── SUPPLIED INFORMATION

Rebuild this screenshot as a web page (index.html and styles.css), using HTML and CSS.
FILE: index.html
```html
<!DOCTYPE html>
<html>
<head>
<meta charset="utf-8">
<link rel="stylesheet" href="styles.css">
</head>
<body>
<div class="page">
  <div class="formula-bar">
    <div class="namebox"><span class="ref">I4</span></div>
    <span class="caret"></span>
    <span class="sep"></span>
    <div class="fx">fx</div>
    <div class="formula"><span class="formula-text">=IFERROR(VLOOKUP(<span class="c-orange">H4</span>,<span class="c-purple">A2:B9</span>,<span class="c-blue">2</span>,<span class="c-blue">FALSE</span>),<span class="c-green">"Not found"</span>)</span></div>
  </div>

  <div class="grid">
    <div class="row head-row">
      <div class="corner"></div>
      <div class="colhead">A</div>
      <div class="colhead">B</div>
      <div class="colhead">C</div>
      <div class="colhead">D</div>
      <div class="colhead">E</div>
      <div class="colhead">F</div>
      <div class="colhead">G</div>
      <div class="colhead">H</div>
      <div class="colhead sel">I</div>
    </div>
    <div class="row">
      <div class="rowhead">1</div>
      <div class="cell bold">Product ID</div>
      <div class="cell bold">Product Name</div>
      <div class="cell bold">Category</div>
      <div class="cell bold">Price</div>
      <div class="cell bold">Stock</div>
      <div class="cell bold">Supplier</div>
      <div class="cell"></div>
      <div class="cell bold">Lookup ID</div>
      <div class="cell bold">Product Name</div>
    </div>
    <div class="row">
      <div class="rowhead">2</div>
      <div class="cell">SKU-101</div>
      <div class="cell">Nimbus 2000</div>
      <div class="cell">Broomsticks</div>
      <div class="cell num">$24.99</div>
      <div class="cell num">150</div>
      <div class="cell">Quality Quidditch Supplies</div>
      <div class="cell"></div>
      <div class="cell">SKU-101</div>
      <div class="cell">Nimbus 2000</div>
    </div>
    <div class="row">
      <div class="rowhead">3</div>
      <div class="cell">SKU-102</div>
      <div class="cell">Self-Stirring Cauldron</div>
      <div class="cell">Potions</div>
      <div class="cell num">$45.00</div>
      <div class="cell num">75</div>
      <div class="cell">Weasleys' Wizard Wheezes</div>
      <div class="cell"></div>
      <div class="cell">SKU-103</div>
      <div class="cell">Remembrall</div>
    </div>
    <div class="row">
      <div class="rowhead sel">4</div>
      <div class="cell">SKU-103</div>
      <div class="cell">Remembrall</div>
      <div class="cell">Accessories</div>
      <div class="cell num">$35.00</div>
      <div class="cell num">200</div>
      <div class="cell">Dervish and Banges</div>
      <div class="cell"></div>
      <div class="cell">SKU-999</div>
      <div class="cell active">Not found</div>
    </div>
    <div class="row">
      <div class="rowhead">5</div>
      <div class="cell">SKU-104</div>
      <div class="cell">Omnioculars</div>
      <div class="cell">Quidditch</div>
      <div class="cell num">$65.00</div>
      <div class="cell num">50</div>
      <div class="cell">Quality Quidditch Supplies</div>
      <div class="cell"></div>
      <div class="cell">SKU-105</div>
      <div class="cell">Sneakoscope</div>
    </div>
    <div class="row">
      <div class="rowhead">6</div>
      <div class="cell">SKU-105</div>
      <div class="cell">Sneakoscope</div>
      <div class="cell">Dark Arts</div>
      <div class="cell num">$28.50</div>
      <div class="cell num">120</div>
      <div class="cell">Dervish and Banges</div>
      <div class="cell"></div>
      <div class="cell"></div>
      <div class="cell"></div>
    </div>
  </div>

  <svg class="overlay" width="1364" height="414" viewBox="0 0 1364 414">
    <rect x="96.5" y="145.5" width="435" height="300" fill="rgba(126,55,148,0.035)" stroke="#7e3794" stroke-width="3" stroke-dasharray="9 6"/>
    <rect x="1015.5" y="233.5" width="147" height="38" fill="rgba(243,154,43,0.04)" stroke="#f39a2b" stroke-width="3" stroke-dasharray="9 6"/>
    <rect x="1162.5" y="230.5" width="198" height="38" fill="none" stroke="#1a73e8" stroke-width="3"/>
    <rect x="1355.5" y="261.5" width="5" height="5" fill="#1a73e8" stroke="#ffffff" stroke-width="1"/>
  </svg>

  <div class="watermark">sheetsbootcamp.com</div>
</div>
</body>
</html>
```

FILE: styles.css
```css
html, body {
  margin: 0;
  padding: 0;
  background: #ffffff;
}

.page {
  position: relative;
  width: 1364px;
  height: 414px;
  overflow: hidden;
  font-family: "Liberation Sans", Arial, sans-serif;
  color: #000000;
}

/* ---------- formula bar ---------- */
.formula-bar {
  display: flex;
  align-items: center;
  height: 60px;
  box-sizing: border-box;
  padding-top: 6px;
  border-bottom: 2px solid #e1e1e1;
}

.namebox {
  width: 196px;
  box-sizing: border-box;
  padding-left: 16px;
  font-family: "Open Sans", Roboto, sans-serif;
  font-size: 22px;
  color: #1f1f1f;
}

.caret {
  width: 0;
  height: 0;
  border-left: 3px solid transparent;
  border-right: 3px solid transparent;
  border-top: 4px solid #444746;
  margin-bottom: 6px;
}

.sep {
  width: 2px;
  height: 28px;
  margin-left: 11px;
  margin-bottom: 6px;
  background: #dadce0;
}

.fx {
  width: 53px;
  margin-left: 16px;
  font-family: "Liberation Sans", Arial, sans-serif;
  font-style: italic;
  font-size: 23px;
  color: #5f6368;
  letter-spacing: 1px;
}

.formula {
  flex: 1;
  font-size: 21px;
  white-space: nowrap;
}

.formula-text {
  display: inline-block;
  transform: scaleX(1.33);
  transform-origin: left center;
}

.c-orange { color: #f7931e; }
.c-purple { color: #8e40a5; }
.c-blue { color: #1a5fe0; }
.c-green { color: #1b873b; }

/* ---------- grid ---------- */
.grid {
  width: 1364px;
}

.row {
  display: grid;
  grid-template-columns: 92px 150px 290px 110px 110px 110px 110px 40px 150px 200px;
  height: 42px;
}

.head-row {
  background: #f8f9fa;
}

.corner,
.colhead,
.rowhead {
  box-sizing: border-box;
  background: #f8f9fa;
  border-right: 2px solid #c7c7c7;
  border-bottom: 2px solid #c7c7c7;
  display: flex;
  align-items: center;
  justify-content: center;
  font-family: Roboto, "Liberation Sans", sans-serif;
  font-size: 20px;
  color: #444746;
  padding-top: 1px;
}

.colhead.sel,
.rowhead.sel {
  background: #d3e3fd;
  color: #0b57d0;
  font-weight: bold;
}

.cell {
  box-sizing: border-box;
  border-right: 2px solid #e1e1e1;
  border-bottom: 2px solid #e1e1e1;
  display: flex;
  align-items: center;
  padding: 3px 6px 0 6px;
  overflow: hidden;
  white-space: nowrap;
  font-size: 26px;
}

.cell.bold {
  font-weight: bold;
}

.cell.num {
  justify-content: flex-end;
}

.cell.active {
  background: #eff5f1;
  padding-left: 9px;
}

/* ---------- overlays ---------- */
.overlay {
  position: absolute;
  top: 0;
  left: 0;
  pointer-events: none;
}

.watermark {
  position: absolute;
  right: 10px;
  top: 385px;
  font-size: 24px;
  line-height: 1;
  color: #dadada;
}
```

────

*EXERCISE PROMPT:* Copy down the material exactly as written.

*WRITTEN RESPONSE:*
Rebuild this screenshot as a web page (index.html and styles.css), using HTML and CSS.
FILE: index.html
```html
<!DOCTYPE html>
<html>
<head>
<meta charset="utf-8">
<link rel="stylesheet" href="styles.css">
</head>
<body>
<div class="page">
  <div class="formula-bar">
    <div class="namebox"><span class="ref">I4</span></div>
    <span class="caret"></span>
    <span class="sep"></span>
    <div class="fx">fx</div>
    <div class="formula"><span class="formula-text">=IFERROR(VLOOKUP(<span class="c-orange">H4</span>,<span class="c-purple">A2:B9</span>,<span class="c-blue">2</span>,<span class="c-blue">FALSE</span>),<span class="c-green">"Not found"</span>)</span></div>
  </div>

  <div class="grid">
    <div class="row head-row">
      <div class="corner"></div>
      <div class="colhead">A</div>
      <div class="colhead">B</div>
      <div class="colhead">C</div>
      <div class="colhead">D</div>
      <div class="colhead">E</div>
      <div class="colhead">F</div>
      <div class="colhead">G</div>
      <div class="colhead">H</div>
      <div class="colhead sel">I</div>
    </div>
    <div class="row">
      <div class="rowhead">1</div>
      <div class="cell bold">Product ID</div>
      <div class="cell bold">Product Name</div>
      <div class="cell bold">Category</div>
      <div class="cell bold">Price</div>
      <div class="cell bold">Stock</div>
      <div class="cell bold">Supplier</div>
      <div class="cell"></div>
      <div class="cell bold">Lookup ID</div>
      <div class="cell bold">Product Name</div>
    </div>
    <div class="row">
      <div class="rowhead">2</div>
      <div class="cell">SKU-101</div>
      <div class="cell">Nimbus 2000</div>
      <div class="cell">Broomsticks</div>
      <div class="cell num">$24.99</div>
      <div class="cell num">150</div>
      <div class="cell">Quality Quidditch Supplies</div>
      <div class="cell"></div>
      <div class="cell">SKU-101</div>
      <div class="cell">Nimbus 2000</div>
    </div>
    <div class="row">
      <div class="rowhead">3</div>
      <div class="cell">SKU-102</div>
      <div class="cell">Self-Stirring Cauldron</div>
      <div class="cell">Potions</div>
      <div class="cell num">$45.00</div>
      <div class="cell num">75</div>
      <div class="cell">Weasleys' Wizard Wheezes</div>
      <div class="cell"></div>
      <div class="cell">SKU-103</div>
      <div class="cell">Remembrall</div>
    </div>
    <div class="row">
      <div class="rowhead sel">4</div>
      <div class="cell">SKU-103</div>
      <div class="cell">Remembrall</div>
      <div class="cell">Accessories</div>
      <div class="cell num">$35.00</div>
      <div class="cell num">200</div>
      <div class="cell">Dervish and Banges</div>
      <div class="cell"></div>
      <div class="cell">SKU-999</div>
      <div class="cell active">Not found</div>
    </div>
    <div class="row">
      <div class="rowhead">5</div>
      <div class="cell">SKU-104</div>
      <div class="cell">Omnioculars</div>
      <div class="cell">Quidditch</div>
      <div class="cell num">$65.00</div>
      <div class="cell num">50</div>
      <div class="cell">Quality Quidditch Supplies</div>
      <div class="cell"></div>
      <div class="cell">SKU-105</div>
      <div class="cell">Sneakoscope</div>
    </div>
    <div class="row">
      <div class="rowhead">6</div>
      <div class="cell">SKU-105</div>
      <div class="cell">Sneakoscope</div>
      <div class="cell">Dark Arts</div>
      <div class="cell num">$28.50</div>
      <div class="cell num">120</div>
      <div class="cell">Dervish and Banges</div>
      <div class="cell"></div>
      <div class="cell"></div>
      <div class="cell"></div>
    </div>
  </div>

  <svg class="overlay" width="1364" height="414" viewBox="0 0 1364 414">
    <rect x="96.5" y="145.5" width="435" height="300" fill="rgba(126,55,148,0.035)" stroke="#7e3794" stroke-width="3" stroke-dasharray="9 6"/>
    <rect x="1015.5" y="233.5" width="147" height="38" fill="rgba(243,154,43,0.04)" stroke="#f39a2b" stroke-width="3" stroke-dasharray="9 6"/>
    <rect x="1162.5" y="230.5" width="198" height="38" fill="none" stroke="#1a73e8" stroke-width="3"/>
    <rect x="1355.5" y="261.5" width="5" height="5" fill="#1a73e8" stroke="#ffffff" stroke-width="1"/>
  </svg>

  <div class="watermark">sheetsbootcamp.com</div>
</div>
</body>
</html>
```

FILE: styles.css
```css
html, body {
  margin: 0;
  padding: 0;
  background: #ffffff;
}

.page {
  position: relative;
  width: 1364px;
  height: 414px;
  overflow: hidden;
  font-family: "Liberation Sans", Arial, sans-serif;
  color: #000000;
}

/* ---------- formula bar ---------- */
.formula-bar {
  display: flex;
  align-items: center;
  height: 60px;
  box-sizing: border-box;
  padding-top: 6px;
  border-bottom: 2px solid #e1e1e1;
}

.namebox {
  width: 196px;
  box-sizing: border-box;
  padding-left: 16px;
  font-family: "Open Sans", Roboto, sans-serif;
  font-size: 22px;
  color: #1f1f1f;
}

.caret {
  width: 0;
  height: 0;
  border-left: 3px solid transparent;
  border-right: 3px solid transparent;
  border-top: 4px solid #444746;
  margin-bottom: 6px;
}

.sep {
  width: 2px;
  height: 28px;
  margin-left: 11px;
  margin-bottom: 6px;
  background: #dadce0;
}

.fx {
  width: 53px;
  margin-left: 16px;
  font-family: "Liberation Sans", Arial, sans-serif;
  font-style: italic;
  font-size: 23px;
  color: #5f6368;
  letter-spacing: 1px;
}

.formula {
  flex: 1;
  font-size: 21px;
  white-space: nowrap;
}

.formula-text {
  display: inline-block;
  transform: scaleX(1.33);
  transform-origin: left center;
}

.c-orange { color: #f7931e; }
.c-purple { color: #8e40a5; }
.c-blue { color: #1a5fe0; }
.c-green { color: #1b873b; }

/* ---------- grid ---------- */
.grid {
  width: 1364px;
}

.row {
  display: grid;
  grid-template-columns: 92px 150px 290px 110px 110px 110px 110px 40px 150px 200px;
  height: 42px;
}

.head-row {
  background: #f8f9fa;
}

.corner,
.colhead,
.rowhead {
  box-sizing: border-box;
  background: #f8f9fa;
  border-right: 2px solid #c7c7c7;
  border-bottom: 2px solid #c7c7c7;
  display: flex;
  align-items: center;
  justify-content: center;
  font-family: Roboto, "Liberation Sans", sans-serif;
  font-size: 20px;
  color: #444746;
  padding-top: 1px;
}

.colhead.sel,
.rowhead.sel {
  background: #d3e3fd;
  color: #0b57d0;
  font-weight: bold;
}

.cell {
  box-sizing: border-box;
  border-right: 2px solid #e1e1e1;
  border-bottom: 2px solid #e1e1e1;
  display: flex;
  align-items: center;
  padding: 3px 6px 0 6px;
  overflow: hidden;
  white-space: nowrap;
  font-size: 26px;
}

.cell.bold {
  font-weight: bold;
}

.cell.num {
  justify-content: flex-end;
}

.cell.active {
  background: #eff5f1;
  padding-left: 9px;
}

/* ---------- overlays ---------- */
.overlay {
  position: absolute;
  top: 0;
  left: 0;
  pointer-events: none;
}

.watermark {
  position: absolute;
  right: 10px;
  top: 385px;
  font-size: 24px;
  line-height: 1;
  color: #dadada;
}
```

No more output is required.